Selon eux, “en guise de premier geste envers le peuple syrien”, certaines mesures devraient être suspendues sans conditions préalables. Celles-ci incluent les sanctions contre la Syrian Arab Airlines et l’exportation de carburant pour avions vers la Syrie. Les six capitales européennes ont également demandé de réévaluer les sanctions sur les biens de luxe, de lever l’interdiction d’exporter des technologies pétrolières et gazières, ainsi que les restrictions sur les exportations, la participation et le financement des projets d’infrastructure. Conformément à la décision des États-Unis, les délégations de l’UE ont également proposé un mécanisme de suspension temporaire, où ces mesures “pourraient être réimposées à tout moment si la situation sur le terrain contredit nos attentes concernant la nouvelle direction syrienne.”
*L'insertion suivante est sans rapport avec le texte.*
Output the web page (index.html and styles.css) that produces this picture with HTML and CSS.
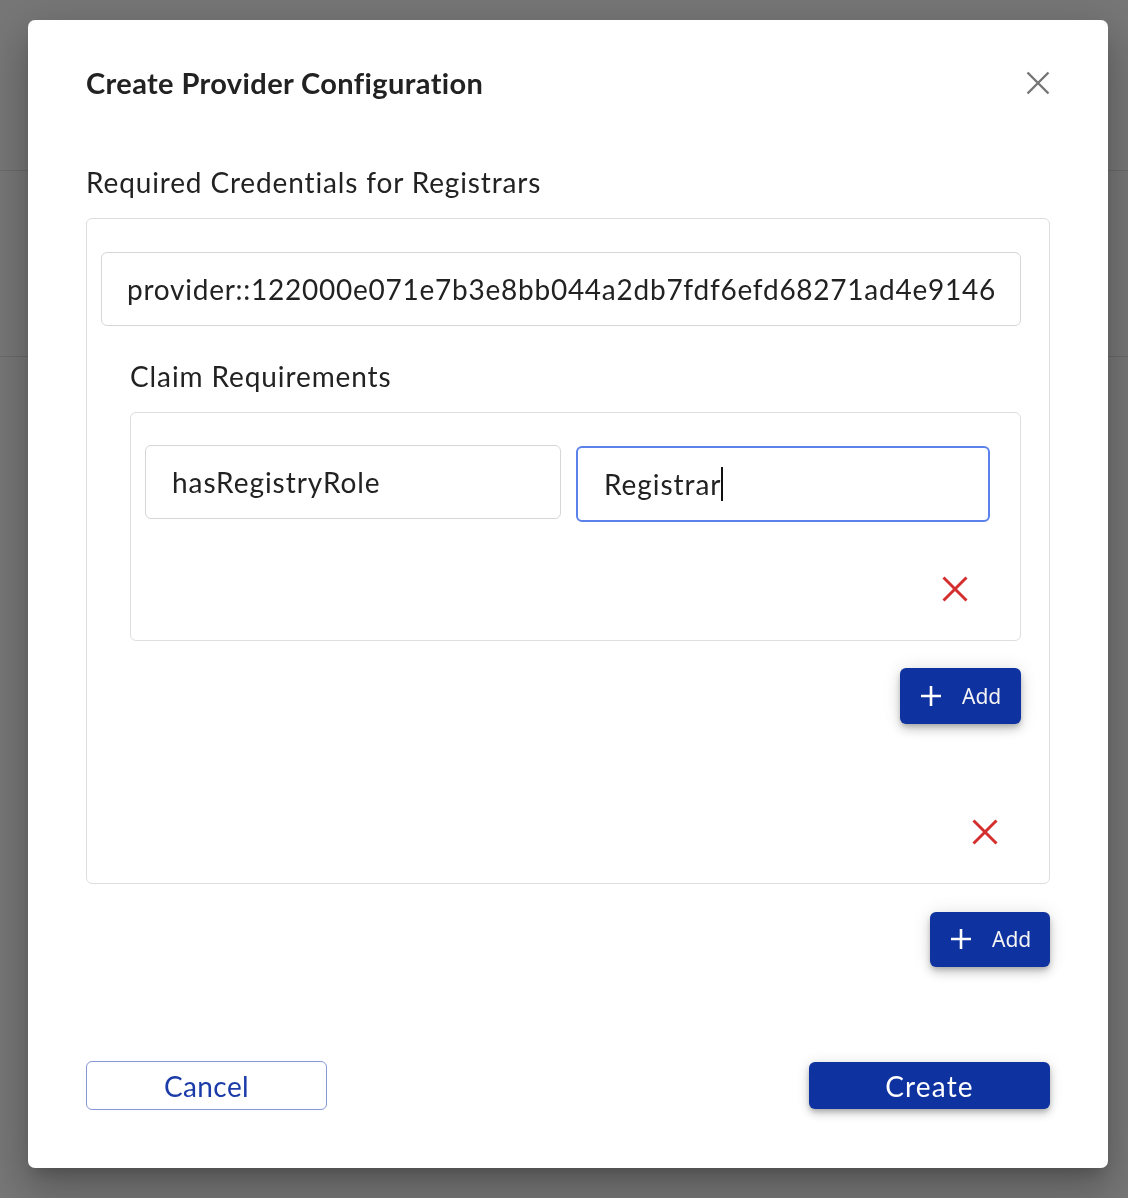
FILE: index.html
```html
<!DOCTYPE html>
<html>
<head>
  <meta charset="UTF-8">
  <title>Create Provider Configuration</title>
  <link rel="stylesheet" href="styles.css">
</head>
<body>
  <!-- page behind the dialog, dimmed -->
  <div class="page">
    <div class="page-header"></div>
    <div class="page-row"></div>
  </div>

  <div class="dialog">
    <div class="dialog-header">
      <h2 class="dialog-title">Create Provider Configuration</h2>
      <button class="close-button" title="Close">
        <svg width="24" height="24" viewBox="0 0 24 24">
          <path d="M1.5 1.5 L22.5 22.5 M22.5 1.5 L1.5 22.5" stroke="#757575" stroke-width="2.4" fill="none"/>
        </svg>
      </button>
    </div>

    <div class="section-label">Required Credentials for Registrars</div>

    <div class="credential-box">
      <div class="field">provider::122000e071e7b3e8bb044a2db7fdf6efd68271ad4e9146</div>

      <div class="claims">
        <div class="claims-label">Claim Requirements</div>
        <div class="claims-box">
          <div class="claim-row">
            <div class="field">hasRegistryRole</div>
            <div class="field focused">Registrar<span class="caret"></span></div>
          </div>
          <div class="remove-row">
            <button class="remove-button" title="Remove claim">
              <svg width="26" height="26" viewBox="0 0 26 26">
                <path d="M1.5 1.5 L24.5 24.5 M24.5 1.5 L1.5 24.5" stroke="#d32f2f" stroke-width="3" fill="none"/>
              </svg>
            </button>
          </div>
        </div>
        <div class="add-row">
          <button class="add-button">
            <svg width="20" height="20" viewBox="0 0 20 20">
              <path d="M10 0 V20 M0 10 H20" stroke="#fff" stroke-width="2.6" fill="none"/>
            </svg>
            <span>Add</span>
          </button>
        </div>
      </div>

      <div class="remove-row outer">
        <button class="remove-button" title="Remove credential">
          <svg width="26" height="26" viewBox="0 0 26 26">
            <path d="M1.5 1.5 L24.5 24.5 M24.5 1.5 L1.5 24.5" stroke="#d32f2f" stroke-width="3" fill="none"/>
          </svg>
        </button>
      </div>
    </div>

    <div class="add-row outer">
      <button class="add-button">
        <svg width="20" height="20" viewBox="0 0 20 20">
          <path d="M10 0 V20 M0 10 H20" stroke="#fff" stroke-width="2.6" fill="none"/>
        </svg>
        <span>Add</span>
      </button>
    </div>

    <div class="dialog-footer">
      <button class="btn btn-outline">Cancel</button>
      <button class="btn btn-primary">Create</button>
    </div>
  </div>
</body>
</html>
```

FILE: styles.css
```css
body {
  margin: 0;
  background: #777777;
  font-family: "Lato", "Noto Sans", sans-serif;
  font-variant-ligatures: none;
  color: #222;
  overflow: hidden;
}

.page-header {
  height: 170px;
  border-bottom: 1px solid #6a6a6a;
}

.page-row {
  height: 185px;
  border-bottom: 1px solid #6a6a6a;
}

button {
  font-family: inherit;
  cursor: pointer;
}

.dialog {
  position: fixed;
  top: 20px;
  left: 28px;
  width: 1080px;
  height: 1148px;
  box-sizing: border-box;
  padding: 46px 58px 58px;
  background: #fff;
  border-radius: 7px;
  display: flex;
  flex-direction: column;
  box-shadow: 0 11px 15px -7px rgba(0, 0, 0, 0.2),
    0 24px 38px 3px rgba(0, 0, 0, 0.14),
    0 9px 46px 8px rgba(0, 0, 0, 0.12);
}

.dialog-header {
  display: flex;
  align-items: center;
  justify-content: space-between;
}

.dialog-title {
  margin: 0;
  font-size: 29px;
  line-height: 1.2;
  font-weight: 700;
  letter-spacing: 0.38px;
  color: #222;
}

.close-button {
  border: none;
  background: none;
  padding: 0;
  width: 24px;
  height: 24px;
  margin-top: -1px;
  display: flex;
}

.section-label {
  margin-top: 65px;
  font-size: 28px;
  line-height: 1.2;
  letter-spacing: 0.86px;
  color: #222;
}

.credential-box {
  margin-top: 19px;
  border: 1px solid #dedede;
  border-radius: 6px;
  padding: 33px 28px 27px 14px;
}

.field {
  height: 74px;
  box-sizing: border-box;
  border: 1px solid #d6d6da;
  border-radius: 6px;
  padding: 0 25px;
  display: flex;
  align-items: center;
  font-size: 28px;
  letter-spacing: 0.75px;
  color: #222;
  white-space: nowrap;
}

.claim-row .field {
  padding: 0 26px;
  letter-spacing: 0.95px;
}

.claim-row .field.focused {
  height: 76px;
  margin-top: 1px;
  border: 2px solid #5b82ea;
  padding: 0 26px;
}

.caret {
  display: inline-block;
  width: 2px;
  height: 34px;
  background: #111;
}

.claims {
  margin-left: 29px;
}

.claims-label {
  margin-top: 34px;
  font-size: 28px;
  line-height: 1.2;
  letter-spacing: 0.9px;
}

.claims-box {
  margin-top: 18px;
  border: 1px solid #dedede;
  border-radius: 6px;
  padding: 32px 30px 27px 14px;
}

.claim-row {
  display: grid;
  grid-template-columns: 416fr 414fr;
  gap: 15px;
  align-items: start;
}

.remove-row {
  display: flex;
  justify-content: flex-end;
  margin-top: 43px;
  padding-right: 11px;
}

.remove-row.outer {
  margin-top: 84px;
  padding-right: 12px;
}

.remove-button {
  width: 48px;
  height: 48px;
  border: none;
  background: none;
  padding: 0;
  display: flex;
  align-items: center;
  justify-content: center;
}

.add-row {
  display: flex;
  justify-content: flex-end;
  margin-top: 27px;
}

.add-row.outer {
  margin-top: 28px;
}

.add-button {
  width: 121px;
  height: 56px;
  border: none;
  border-radius: 6px;
  background: #0e32a0;
  color: #f4f4f4;
  display: flex;
  align-items: center;
  gap: 21px;
  padding: 0 0 0 21px;
  font-family: "Noto Sans", sans-serif;
  font-size: 21px;
  box-shadow: 0 3px 5px -1px rgba(0, 0, 0, 0.2),
    0 6px 10px 0 rgba(0, 0, 0, 0.14),
    0 1px 18px 0 rgba(0, 0, 0, 0.12);
}

.add-row.outer .add-button {
  width: 120px;
  height: 55px;
}

.dialog-footer {
  margin-top: auto;
  display: flex;
  justify-content: space-between;
  align-items: center;
}

.btn {
  width: 241px;
  height: 48px;
  border-radius: 6px;
  font-size: 28px;
  letter-spacing: 1.2px;
  padding: 0;
}

.btn-outline {
  height: 49px;
  background: #fff;
  border: 1px solid #8497d4;
  color: #1b3ca8;
  letter-spacing: 0.4px;
}

.btn-primary {
  height: 47px;
  border: none;
  background: #0e32a0;
  color: #fff;
  box-shadow: 0 3px 5px -1px rgba(0, 0, 0, 0.2),
    0 5px 8px 0 rgba(0, 0, 0, 0.14),
    0 1px 14px 0 rgba(0, 0, 0, 0.12);
}
```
Un tournant pour les relations entre l’Italie et la Syrie
La proposition a été relancée par le ministre italien des Affaires étrangères, Antonio Tajani, qui a rencontré le leader syrien à Damas le 10 janvier. Après la mission de ses homologues allemands et français, Annalena Baerbock et Jean-Noël Barrot, Tajani est le troisième ministre à faire la connaissance d’al-Sharaa. “Le temps est venu pour le changement”, a déclaré le vice-premier ministre, “nous devons envoyer des signaux et un message de confiance au peuple syrien et à la nouvelle administration.”
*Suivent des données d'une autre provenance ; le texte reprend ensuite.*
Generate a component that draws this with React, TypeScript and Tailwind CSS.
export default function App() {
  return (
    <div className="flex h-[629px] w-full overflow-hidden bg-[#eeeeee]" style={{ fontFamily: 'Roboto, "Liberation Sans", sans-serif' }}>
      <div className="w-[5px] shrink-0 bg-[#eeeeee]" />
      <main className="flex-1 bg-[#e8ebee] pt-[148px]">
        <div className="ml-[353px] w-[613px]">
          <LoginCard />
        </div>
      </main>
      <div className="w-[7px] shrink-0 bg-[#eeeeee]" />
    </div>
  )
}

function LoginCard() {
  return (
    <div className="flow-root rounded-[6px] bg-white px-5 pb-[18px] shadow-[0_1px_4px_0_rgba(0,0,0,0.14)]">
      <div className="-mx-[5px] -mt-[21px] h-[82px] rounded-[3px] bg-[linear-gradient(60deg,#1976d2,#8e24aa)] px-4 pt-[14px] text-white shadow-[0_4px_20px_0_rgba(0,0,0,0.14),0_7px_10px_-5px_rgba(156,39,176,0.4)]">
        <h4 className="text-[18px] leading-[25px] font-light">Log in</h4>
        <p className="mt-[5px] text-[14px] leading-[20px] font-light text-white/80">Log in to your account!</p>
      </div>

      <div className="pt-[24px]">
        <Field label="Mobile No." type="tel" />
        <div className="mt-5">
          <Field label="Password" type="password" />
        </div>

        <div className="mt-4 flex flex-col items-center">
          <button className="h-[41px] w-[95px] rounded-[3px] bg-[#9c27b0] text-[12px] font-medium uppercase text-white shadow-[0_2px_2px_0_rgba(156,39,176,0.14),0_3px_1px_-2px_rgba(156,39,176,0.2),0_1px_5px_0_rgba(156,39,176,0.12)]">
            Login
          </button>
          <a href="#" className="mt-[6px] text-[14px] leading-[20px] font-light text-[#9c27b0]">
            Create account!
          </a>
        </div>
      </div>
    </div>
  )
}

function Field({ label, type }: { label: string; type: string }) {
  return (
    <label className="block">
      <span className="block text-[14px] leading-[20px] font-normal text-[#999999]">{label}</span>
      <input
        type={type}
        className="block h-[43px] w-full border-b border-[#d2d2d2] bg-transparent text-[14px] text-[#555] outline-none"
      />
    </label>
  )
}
Ainsi, la proposition d’un moratoire sur les sanctions, au moins les plus pertinentes, pour six mois ou plus, avec la possibilité de les réintroduire si Damas trahit les attentes démocratiques de la communauté internationale, gagne du terrain. Concernant la mission franco-allemande, la visite de Tajani s’inscrivait également dans le cadre des relations bilatérales avec la nouvelle Syrie. “Nous voulons relancer la coopération entre l’Italie et la Syrie, et nous sommes prêts à le faire dans des secteurs cruciaux tels que l’énergie, l’agriculture et la santé”, a annoncé le ministre. Pour ce faire, le point de départ reste toujours le même : revoir le régime de sanctions sévères qui est toujours en place.